### Directions:
Find each line with "index" and copy it.

### Data for processing:
---
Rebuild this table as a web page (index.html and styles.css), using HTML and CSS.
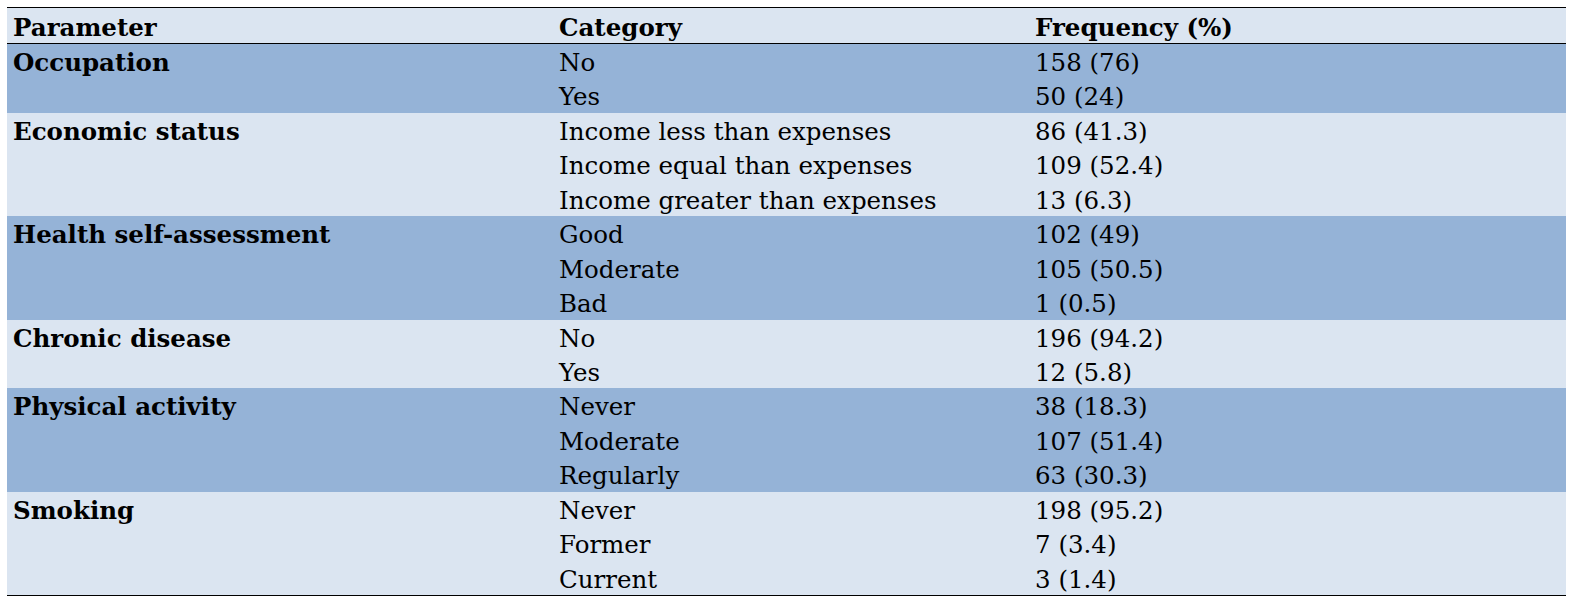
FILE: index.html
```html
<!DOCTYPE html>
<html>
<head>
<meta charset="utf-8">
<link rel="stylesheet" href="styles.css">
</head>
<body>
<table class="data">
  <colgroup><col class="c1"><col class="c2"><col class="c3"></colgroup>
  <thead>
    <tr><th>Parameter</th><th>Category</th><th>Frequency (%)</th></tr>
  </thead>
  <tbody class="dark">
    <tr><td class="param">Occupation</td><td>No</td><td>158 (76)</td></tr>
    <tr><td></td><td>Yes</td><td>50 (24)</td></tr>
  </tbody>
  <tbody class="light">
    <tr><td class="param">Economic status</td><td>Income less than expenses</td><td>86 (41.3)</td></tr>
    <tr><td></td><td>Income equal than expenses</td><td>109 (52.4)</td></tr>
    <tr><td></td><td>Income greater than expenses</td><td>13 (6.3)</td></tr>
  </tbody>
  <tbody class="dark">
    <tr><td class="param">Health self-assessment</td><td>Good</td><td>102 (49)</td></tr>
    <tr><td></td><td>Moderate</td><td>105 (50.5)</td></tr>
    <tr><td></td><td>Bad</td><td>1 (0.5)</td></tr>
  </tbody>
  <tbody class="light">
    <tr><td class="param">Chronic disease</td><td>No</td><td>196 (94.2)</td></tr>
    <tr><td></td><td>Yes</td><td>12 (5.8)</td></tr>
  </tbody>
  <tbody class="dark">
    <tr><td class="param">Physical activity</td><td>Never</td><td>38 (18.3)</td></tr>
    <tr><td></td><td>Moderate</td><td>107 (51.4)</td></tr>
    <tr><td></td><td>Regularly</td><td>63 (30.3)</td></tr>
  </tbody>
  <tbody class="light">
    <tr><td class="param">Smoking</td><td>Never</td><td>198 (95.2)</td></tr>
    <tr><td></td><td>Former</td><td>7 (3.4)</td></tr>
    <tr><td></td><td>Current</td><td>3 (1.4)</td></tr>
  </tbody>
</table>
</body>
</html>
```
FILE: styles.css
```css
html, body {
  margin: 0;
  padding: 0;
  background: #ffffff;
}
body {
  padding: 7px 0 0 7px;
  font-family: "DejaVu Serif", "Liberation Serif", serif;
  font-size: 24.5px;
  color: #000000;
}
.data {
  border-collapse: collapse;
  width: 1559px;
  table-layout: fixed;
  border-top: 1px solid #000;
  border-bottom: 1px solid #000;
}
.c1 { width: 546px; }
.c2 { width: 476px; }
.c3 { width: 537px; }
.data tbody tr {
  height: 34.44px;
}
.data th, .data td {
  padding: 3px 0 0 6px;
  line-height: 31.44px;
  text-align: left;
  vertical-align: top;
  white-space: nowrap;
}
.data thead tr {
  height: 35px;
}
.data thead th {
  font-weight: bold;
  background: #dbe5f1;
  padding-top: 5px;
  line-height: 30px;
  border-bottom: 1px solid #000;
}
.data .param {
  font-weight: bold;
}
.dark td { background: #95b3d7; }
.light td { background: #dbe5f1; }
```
---
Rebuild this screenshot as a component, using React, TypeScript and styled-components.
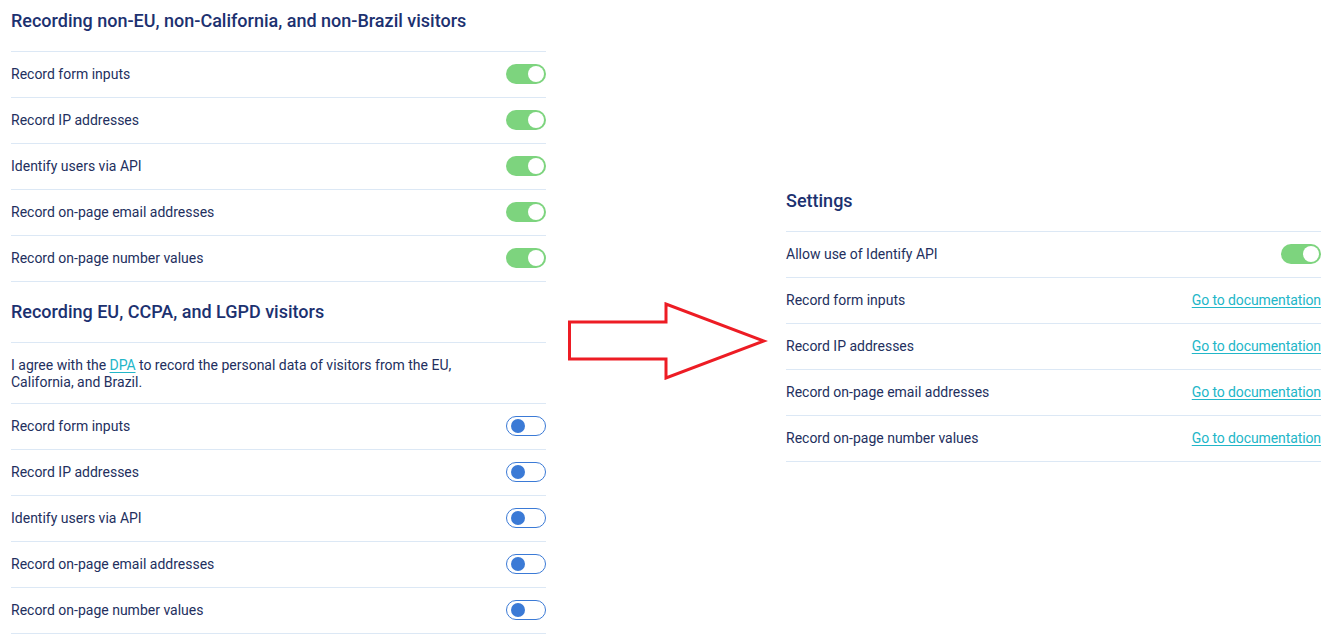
---
### Answer below:
Rebuild this table as a web page (index.html and styles.css), using HTML and CSS.
FILE: index.html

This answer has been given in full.